Life insurance seems rather simple, that is, you pay the premiums and upon a death the insurance company pays the benefit to the designated beneficiary(ies).  However, there are many traps that may befall a claimant and many exclusions that prevent payment of the benefit.  One trap deals with the fact that such benefits are governed by the Employee Retirement Insurance Security Act (ERISA).[1]  Any claimant on a life insurance policy governed by ERISA is at a disadvantage compared to a claimant on a policy that was purchased on an individual basis.  This is discussed in “Why You Do Not Want a Benefit Plan Governed by ERISA” on this site.

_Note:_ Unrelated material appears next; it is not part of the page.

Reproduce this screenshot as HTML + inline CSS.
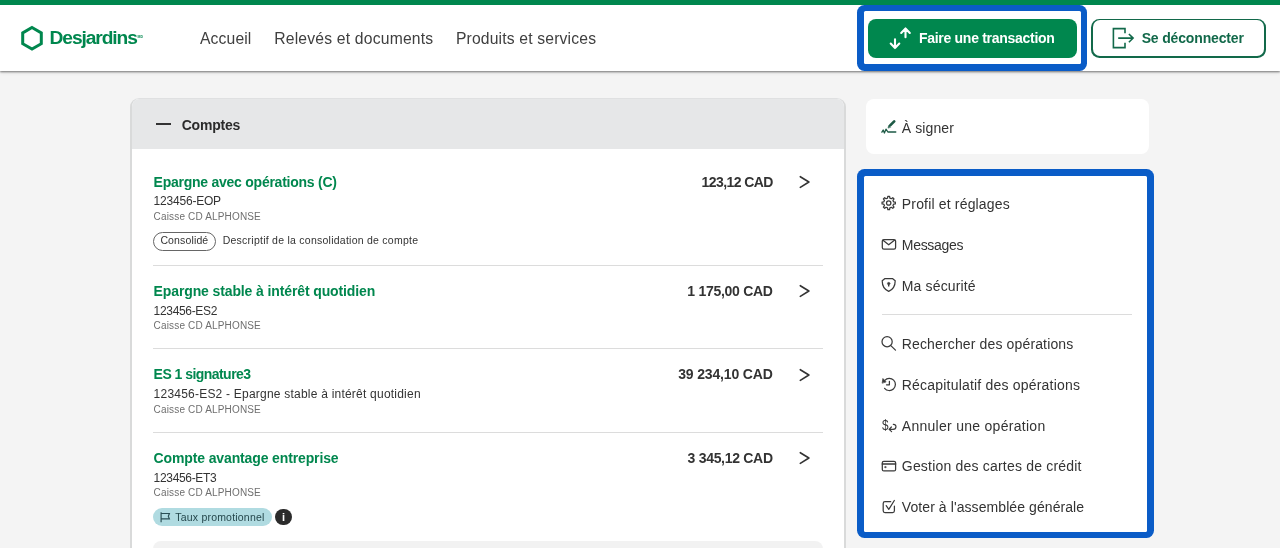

Another set of traps come about in the enrollment process for the coverage on the employee and dependent(s).  One trap may be the designation of a beneficiary(ies).  For example, the applicant must determine if a domestic partner or a same-sex spouse can be covered by the policy.  Also, in the instance where the spouse is designated as the beneficiary and there is a divorce, the applicant must remove the spouse as the beneficiary or determine if the ex-spouse can remain as the beneficiary without some action taken by the applicant.

Another trap in the enrollment process may be the failure to provide accurate information or make accurate selections, e.g., optional coverage, which could call the coverage into question upon the death of the employee or dependent.

While it sounds like the proceeds will be paid upon death, it is not that simple.  There are conditions and exclusions regarding coverage that may allow the insurance company to escape paying the proceeds.  In the case of applying for coverage outside the enrollment period, the employee may have to provide evidence of insurability to obtain coverage or an increase in coverage.  If this evidence is not provided to the insurance company, there will be no coverage.

Other conditions require that the employee by a full-time employee, be actively at work, be in a covered class of employees and complete the waiting period before coverage will become effective.

With respect to the AD & D coverage, there are conditions that the injury be caused by an accident and the injury be the sole cause of the loss.  There are many exclusions from coverage such that benefits will not be paid: suicide, self-inflicted injuries, sickness, medical or surgical treatment, infections, war, while on active duty with the military, commission of a felony and participation in hazardous sports.

When an employee terminates his/her employment, there are issues with respect to continuing the life insurance coverage.  This is referred to as porting the group coverage or converting the group coverage to an individual policy for the ex-employee.  The time period and the conditions to continue coverage are found in the policy and must be complied with or the opportunity to do so will be lost.

[1]The Employee Retirement Income Security Act of 1974, P. L. 93-406 (“ERISA”), codified at 29 U.S.C. § 1001 et seq. and in other titles, is a “comprehensive and reticulated statute.” Pension Benefit Guaranty Corp., 116 U.S. 359, 361 (1980).